Winzer in Österreich und Deutschland sind mit Kreuzungen wie Cabernet Blanc (Weingut Rainer Schnaitmann, Halle 1/ A100), Pinotin, Solaris und Donauriesling (Winzer Krems eG, Halle 5 / J50) vorangeprescht und haben damit die Akzeptanz der Konsumenten gewonnen. Beeindruckende Beispiele sind auch im Sortiment des biodynamischen Weingut Gustavshof (Halle 5/C20) aus Rheinhessen zu finden.

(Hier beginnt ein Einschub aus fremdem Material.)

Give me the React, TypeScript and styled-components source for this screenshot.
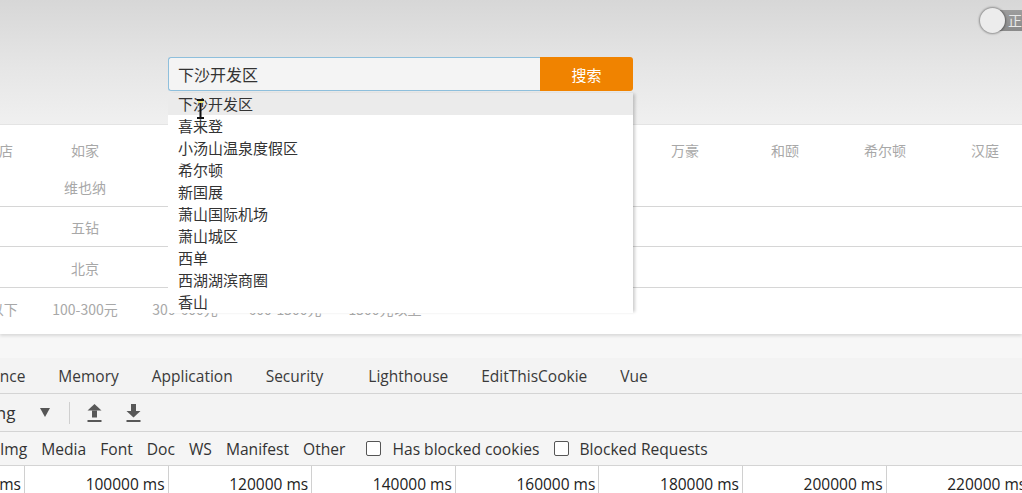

Gegen viele dieser Sorten spricht jedoch der Geschmack. In den neueren Generationen wird also ein höherer Prozentanteil von Vitis vinifera in der Züchtung gefördert. Während einige Winzer versuchen, das Vitis-vinifera-Geschmacksprofil widerzuspiegeln, betonen andere den manchmal ungewöhnlichen, häufig aber exzellenten Geschmack. Eine aktuelle Verbraucherstudie von Agridea in der Schweiz legt nahe, dass die Konsumenten PiWis im Weinbau der Zukunft durchaus offen gegenüberstehen, auch wenn Geschmack „als das wichtigste Kaufkriterium“ angegeben wird. Vielleicht müssen wir Verbraucher lernen, diesen „neuen“ Geschmack willkommen zu heißen. Da die Temperaturen weiter steigen, die Vegetationsperioden kürzer werden und Extreme die Norm werden, wird es nicht mehr lange dauern, bis viele der traditionellen Sorten und Regionen Weine hervorbringen, die ein anderes Profil bieten als das, an das wir gewöhnt sind. Ein trockener Grauburgunder mit 16 % Vol. kann nicht leicht und erfrischend schmecken. Vielleicht ist der Preis, den wir für das zahlen müssen, was wir unserem Planeten angetan haben und was wir uns vom Wein wünschen, nicht nur aus den Früchten stammt, sondern vielmehr auch aus dem Bewusstsein, dass wir eine verantwortungsvolle, respektvolle Wahl treffen müssen. Vielleicht ist diese ungewöhnliche Gaumennote der Geschmack der Verantwortung.